### Written exercise
Restate the data below word for word. Skip any images it contains.

### Recorded information

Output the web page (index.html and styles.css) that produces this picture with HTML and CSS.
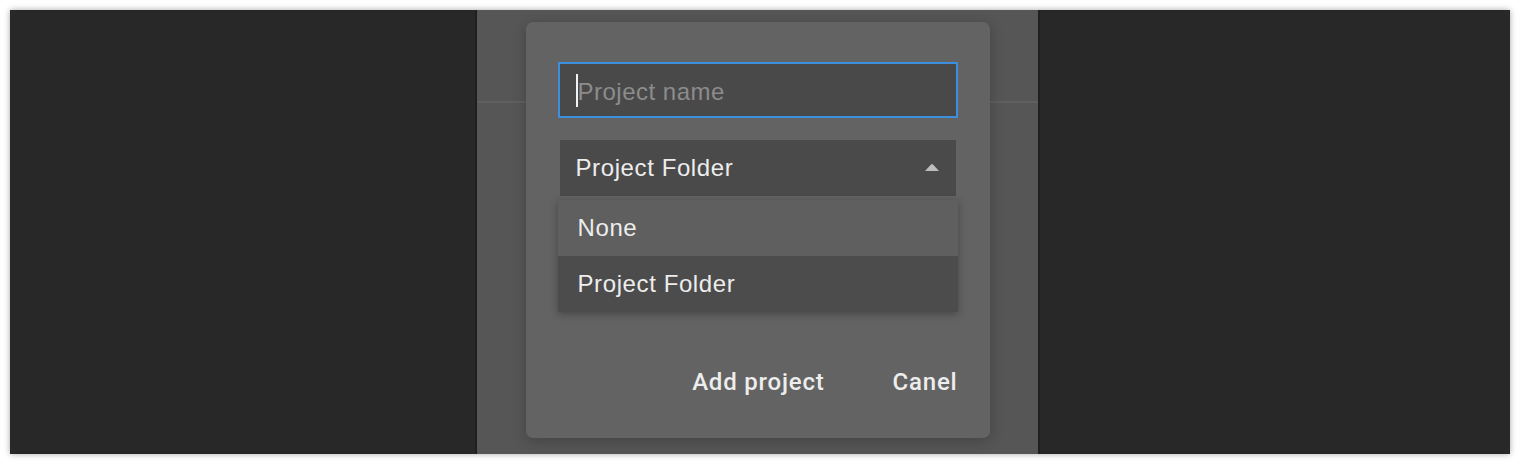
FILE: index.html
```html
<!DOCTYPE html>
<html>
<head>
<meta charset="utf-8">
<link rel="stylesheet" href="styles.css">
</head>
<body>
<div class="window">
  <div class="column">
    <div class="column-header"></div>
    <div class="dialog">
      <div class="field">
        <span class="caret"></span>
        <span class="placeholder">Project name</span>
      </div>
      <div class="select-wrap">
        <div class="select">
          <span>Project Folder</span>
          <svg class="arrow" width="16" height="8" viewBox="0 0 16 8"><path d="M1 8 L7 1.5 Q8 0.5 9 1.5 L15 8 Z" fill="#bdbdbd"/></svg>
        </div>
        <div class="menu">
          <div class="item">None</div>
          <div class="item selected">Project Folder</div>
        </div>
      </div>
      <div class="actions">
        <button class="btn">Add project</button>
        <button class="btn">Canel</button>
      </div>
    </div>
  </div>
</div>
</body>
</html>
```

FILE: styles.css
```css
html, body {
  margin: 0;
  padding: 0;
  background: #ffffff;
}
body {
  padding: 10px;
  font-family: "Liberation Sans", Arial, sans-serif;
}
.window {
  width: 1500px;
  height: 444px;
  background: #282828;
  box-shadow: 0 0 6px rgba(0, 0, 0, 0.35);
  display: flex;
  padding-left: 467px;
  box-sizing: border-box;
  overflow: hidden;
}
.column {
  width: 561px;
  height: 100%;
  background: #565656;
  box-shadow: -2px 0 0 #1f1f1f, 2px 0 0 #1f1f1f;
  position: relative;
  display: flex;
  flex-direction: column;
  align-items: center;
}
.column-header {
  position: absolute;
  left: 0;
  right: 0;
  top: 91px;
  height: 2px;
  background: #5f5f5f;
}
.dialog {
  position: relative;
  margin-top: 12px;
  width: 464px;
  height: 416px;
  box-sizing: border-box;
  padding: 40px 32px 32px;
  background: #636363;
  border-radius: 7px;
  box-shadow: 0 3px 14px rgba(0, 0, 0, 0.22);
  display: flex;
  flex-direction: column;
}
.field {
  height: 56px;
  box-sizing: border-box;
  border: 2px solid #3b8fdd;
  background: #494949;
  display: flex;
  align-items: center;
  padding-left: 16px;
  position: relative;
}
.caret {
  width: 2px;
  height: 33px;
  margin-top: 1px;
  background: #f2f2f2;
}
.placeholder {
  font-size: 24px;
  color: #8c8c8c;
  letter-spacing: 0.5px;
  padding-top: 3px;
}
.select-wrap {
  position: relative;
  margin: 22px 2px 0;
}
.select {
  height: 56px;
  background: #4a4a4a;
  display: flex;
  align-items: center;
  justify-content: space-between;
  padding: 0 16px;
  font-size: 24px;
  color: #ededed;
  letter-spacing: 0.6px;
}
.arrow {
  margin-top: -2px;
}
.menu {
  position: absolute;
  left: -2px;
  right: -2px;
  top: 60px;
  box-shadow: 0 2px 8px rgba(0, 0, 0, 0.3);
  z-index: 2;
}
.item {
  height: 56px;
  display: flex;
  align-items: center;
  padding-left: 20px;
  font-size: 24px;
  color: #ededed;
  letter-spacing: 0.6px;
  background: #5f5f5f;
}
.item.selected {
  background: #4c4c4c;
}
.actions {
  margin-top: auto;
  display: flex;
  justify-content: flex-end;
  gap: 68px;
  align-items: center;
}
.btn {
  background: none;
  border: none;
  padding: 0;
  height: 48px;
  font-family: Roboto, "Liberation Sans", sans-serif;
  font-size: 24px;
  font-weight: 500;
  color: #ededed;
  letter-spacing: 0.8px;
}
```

### Final result
Output the web page (index.html and styles.css) that produces this picture with HTML and CSS.
FILE: index.html
```html
<!DOCTYPE html>
<html>
<head>
<meta charset="utf-8">
<link rel="stylesheet" href="styles.css">
</head>
<body>
<div class="window">
  <div class="column">
    <div class="column-header"></div>
    <div class="dialog">
      <div class="field">
        <span class="caret"></span>
        <span class="placeholder">Project name</span>
      </div>
      <div class="select-wrap">
        <div class="select">
          <span>Project Folder</span>
          <svg class="arrow" width="16" height="8" viewBox="0 0 16 8"><path d="M1 8 L7 1.5 Q8 0.5 9 1.5 L15 8 Z" fill="#bdbdbd"/></svg>
        </div>
        <div class="menu">
          <div class="item">None</div>
          <div class="item selected">Project Folder</div>
        </div>
      </div>
      <div class="actions">
        <button class="btn">Add project</button>
        <button class="btn">Canel</button>
      </div>
    </div>
  </div>
</div>
</body>
</html>
```

FILE: styles.css
```css
html, body {
  margin: 0;
  padding: 0;
  background: #ffffff;
}
body {
  padding: 10px;
  font-family: "Liberation Sans", Arial, sans-serif;
}
.window {
  width: 1500px;
  height: 444px;
  background: #282828;
  box-shadow: 0 0 6px rgba(0, 0, 0, 0.35);
  display: flex;
  padding-left: 467px;
  box-sizing: border-box;
  overflow: hidden;
}
.column {
  width: 561px;
  height: 100%;
  background: #565656;
  box-shadow: -2px 0 0 #1f1f1f, 2px 0 0 #1f1f1f;
  position: relative;
  display: flex;
  flex-direction: column;
  align-items: center;
}
.column-header {
  position: absolute;
  left: 0;
  right: 0;
  top: 91px;
  height: 2px;
  background: #5f5f5f;
}
.dialog {
  position: relative;
  margin-top: 12px;
  width: 464px;
  height: 416px;
  box-sizing: border-box;
  padding: 40px 32px 32px;
  background: #636363;
  border-radius: 7px;
  box-shadow: 0 3px 14px rgba(0, 0, 0, 0.22);
  display: flex;
  flex-direction: column;
}
.field {
  height: 56px;
  box-sizing: border-box;
  border: 2px solid #3b8fdd;
  background: #494949;
  display: flex;
  align-items: center;
  padding-left: 16px;
  position: relative;
}
.caret {
  width: 2px;
  height: 33px;
  margin-top: 1px;
  background: #f2f2f2;
}
.placeholder {
  font-size: 24px;
  color: #8c8c8c;
  letter-spacing: 0.5px;
  padding-top: 3px;
}
.select-wrap {
  position: relative;
  margin: 22px 2px 0;
}
.select {
  height: 56px;
  background: #4a4a4a;
  display: flex;
  align-items: center;
  justify-content: space-between;
  padding: 0 16px;
  font-size: 24px;
  color: #ededed;
  letter-spacing: 0.6px;
}
.arrow {
  margin-top: -2px;
}
.menu {
  position: absolute;
  left: -2px;
  right: -2px;
  top: 60px;
  box-shadow: 0 2px 8px rgba(0, 0, 0, 0.3);
  z-index: 2;
}
.item {
  height: 56px;
  display: flex;
  align-items: center;
  padding-left: 20px;
  font-size: 24px;
  color: #ededed;
  letter-spacing: 0.6px;
  background: #5f5f5f;
}
.item.selected {
  background: #4c4c4c;
}
.actions {
  margin-top: auto;
  display: flex;
  justify-content: flex-end;
  gap: 68px;
  align-items: center;
}
.btn {
  background: none;
  border: none;
  padding: 0;
  height: 48px;
  font-family: Roboto, "Liberation Sans", sans-serif;
  font-size: 24px;
  font-weight: 500;
  color: #ededed;
  letter-spacing: 0.8px;
}
```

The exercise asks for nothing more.